Easy with that red-hot poker, Fritz: That’s not a star rating for the three movies themselves. Raiders of the Lost Ark (1981) remains Steven Spielberg’s peak achievement, insanely energetic, visually contagious and the true beginning of the blockbuster era. His first two sequels, 1984’s Temple of Doom and 1989’s Last Crusade, play about as well as they did 20 years ago (which is to say they’re respectively creepy and cutesy). So if you’re looking to refresh before next week’s big event, you could do worse than these bright and crisp widescreen transfers.

But there’s no getting around how this box set feels like a total quickie. The menus have a fun, hand-drawn animated feel, but the options are scant: no original trailers, no deleted scenes, no commentary tracks. (Spielberg generally eschews commentaries, but how about some critics? Or producer George Lucas? Or those kids who made the shot-for-shot remake in their backyard?)

Introductory featurettes include on-set footage of Spielberg casually rewriting the rules of Hollywood, but they’re way too short (ditto throwaway segments about the storyboards and Raiders’ melting-face special effects). And did they have to put the commercial for the LEGO Indiana Jones video game on all three discs?

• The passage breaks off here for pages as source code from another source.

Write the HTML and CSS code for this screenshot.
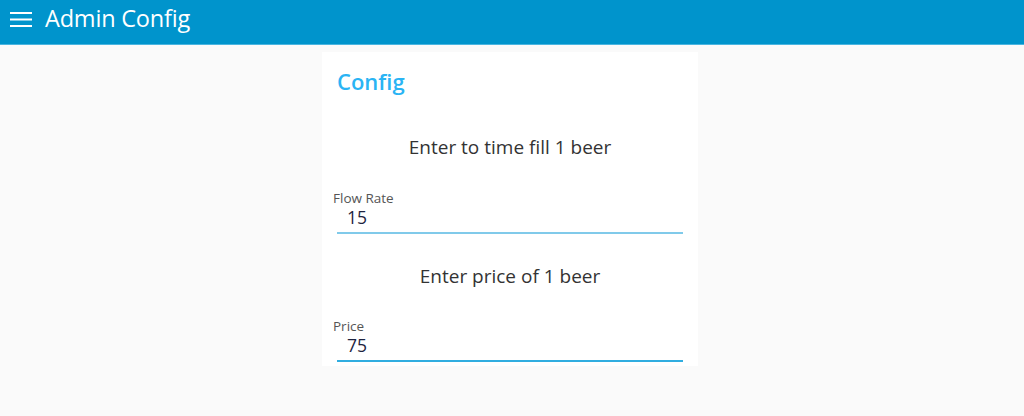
FILE: index.html
```html
<!DOCTYPE html>
<html>
<head>
<meta charset="utf-8">
<link rel="stylesheet" href="styles.css">
</head>
<body>
<header class="topbar">
  <svg class="menu" width="22" height="15" viewBox="0 0 22 15">
    <rect x="0" y="0" width="22" height="2" fill="#fff"/>
    <rect x="0" y="6.5" width="22" height="2" fill="#fff"/>
    <rect x="0" y="13" width="22" height="2" fill="#fff"/>
  </svg>
  <span class="title">Admin Config</span>
</header>
<main class="page">
  <section class="card">
    <h2 class="card-title">Config</h2>
    <p class="prompt prompt-first">Enter to time fill 1 beer</p>
    <div class="field field-first">
      <label class="label">Flow Rate</label>
      <div class="value value-first">15</div>
    </div>
    <p class="prompt prompt-second">Enter price of 1 beer</p>
    <div class="field field-second">
      <label class="label">Price</label>
      <div class="value value-second">75</div>
    </div>
  </section>
</main>
</body>
</html>
```
FILE: styles.css
```css
* { box-sizing: border-box; }
html, body { margin: 0; padding: 0; }
body {
  background: #fafafa;
  font-family: "Open Sans", "Noto Sans", sans-serif;
  width: 1024px;
  height: 416px;
  overflow: hidden;
}
.topbar {
  height: 45px;
  background: #0094cc;
  border-bottom: 1px solid #4ab5e0;
  display: flex;
  align-items: flex-start;
  padding-left: 10px;
}
.menu { display: block; margin-top: 12px; }
.title {
  color: #fff;
  font-size: 23.5px;
  line-height: 30px;
  margin-top: 3px;
  margin-left: 13px;
  letter-spacing: -0.2px;
}
.page {
  display: flex;
  justify-content: center;
  padding-top: 7px;
  padding-right: 4px;
}
.card {
  width: 376px;
  height: 314px;
  background: #fff;
  padding: 0 15px 0 11px;
  overflow: hidden;
}
.card-title {
  margin: 14px 0 0 4px;
  color: #2ab4f4;
  font-size: 22px;
  font-weight: 600;
  line-height: 30px;
}
.prompt {
  margin: 0;
  text-align: center;
  font-size: 19px;
  color: #333;
  line-height: 24px;
  padding-left: 4px;
}
.prompt-first { margin-top: 39px; }
.prompt-second { margin-top: 30px; }
.field-first { margin-top: 32px; }
.field-second { margin-top: 31px; }
.label {
  display: block;
  font-size: 13.5px;
  color: #555;
  line-height: 15px;
}
.value {
  margin-left: 4px;
  padding: 1px 0 5px 10px;
  font-size: 17.5px;
  color: #1d2440;
  line-height: 20px;
}
.value-first { border-bottom: 2px solid #80caea; }
.value-second { border-bottom: 2px solid #30ade0; }
```
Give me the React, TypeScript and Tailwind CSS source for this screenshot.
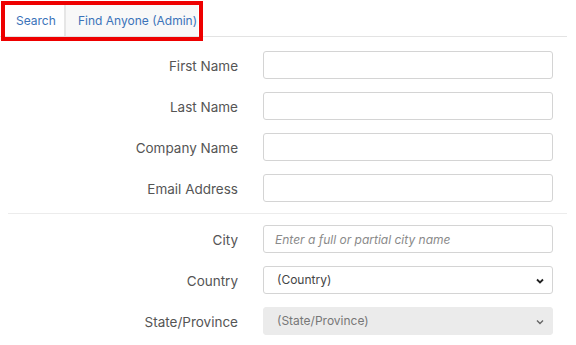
import React from "react";

const font = { fontFamily: "Inter, 'Noto Sans', sans-serif" };

function Row({ label, children }: { label: string; children: React.ReactNode }) {
  return (
    <div className="grid grid-cols-[238px_290px] gap-x-[25px] items-center h-[28px]">
      <div className="text-right text-[13.5px] text-[#555] pt-[2px]">{label}</div>
      {children}
    </div>
  );
}

function TextInput({ placeholder }: { placeholder?: string }) {
  return (
    <input
      type="text"
      placeholder={placeholder}
      className="h-[28px] w-full rounded-[3px] border border-[#d4d4d4] bg-white px-[11px] text-[12px] italic placeholder:text-[#8a8a8a] outline-none"
      style={font}
    />
  );
}

function Select({ text, disabled }: { text: string; disabled?: boolean }) {
  return (
    <div
      className={
        "h-[28px] w-full rounded-[3px] border flex items-center justify-between pl-[13px] pr-[8px] text-[12px] " +
        (disabled ? "bg-[#ebebeb] border-[#ebebeb] text-[#777]" : "bg-white border-[#d4d4d4] text-[#444]")
      }
    >
      <span>{text}</span>
      <svg width="8" height="6" viewBox="0 0 8 6" className="mt-[1px]">
        <path d="M1 1.5l3 3 3-3" fill="none" stroke={disabled ? "#666" : "#222"} strokeWidth={disabled ? 1.4 : 1.8} />
      </svg>
    </div>
  );
}

export default function App() {
  return (
    <div className="relative w-[576px] h-[345px] bg-white overflow-hidden" style={font}>
      <div className="pt-[5px] pr-[9px]">
        <div className="flex h-[32px] border-b border-[#e3e3e3]">
          <div className="w-[66px] pl-[16px] flex items-center bg-white border-r-2 border-[#e6e6e6] text-[12px] text-[#3b73b9]">
            Search
          </div>
          <div className="w-[132px] flex items-center pl-[12px] bg-[#f8f8f8] text-[12px] text-[#3b73b9]">
            Find Anyone (Admin)
          </div>
        </div>
      </div>

      <div className="flex flex-col gap-[13px] pt-[14px]">
        <Row label="First Name"><TextInput /></Row>
        <Row label="Last Name"><TextInput /></Row>
        <Row label="Company Name"><TextInput /></Row>
        <Row label="Email Address"><TextInput /></Row>
      </div>

      <div className="ml-[8px] mr-[9px] mt-[11px] border-t border-[#ececec]" />

      <div className="flex flex-col gap-[13px] pt-[11px]">
        <Row label="City"><TextInput placeholder="Enter a full or partial city name" /></Row>
        <Row label="Country"><Select text="(Country)" /></Row>
        <Row label="State/Province"><Select text="(State/Province)" disabled /></Row>
      </div>

      <div className="absolute left-[1px] top-[1px] w-[202px] h-[40px] border-[4px] border-[#ee0000] pointer-events-none" />
    </div>
  );
}
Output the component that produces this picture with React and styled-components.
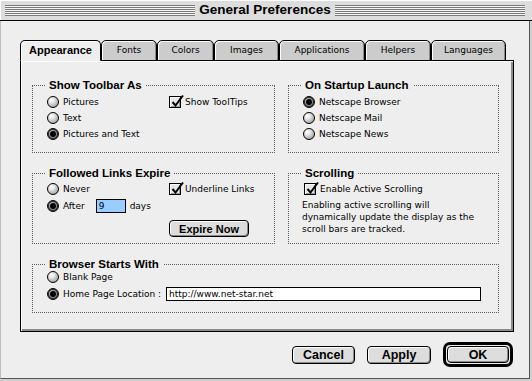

Fans can keep dreaming of a definitive edition of the series, which might include Lawrence Kasdan’s landmark Raiders script; an interview with Spielberg about how Temple of Doom all but instigated the PG-13 rating; some River Phoenix outtakes from Last Crusade—and, of course, the fourth installment. Until then, I’ll quote Indiana himself, ruefully: They don’t know what they’ve got there.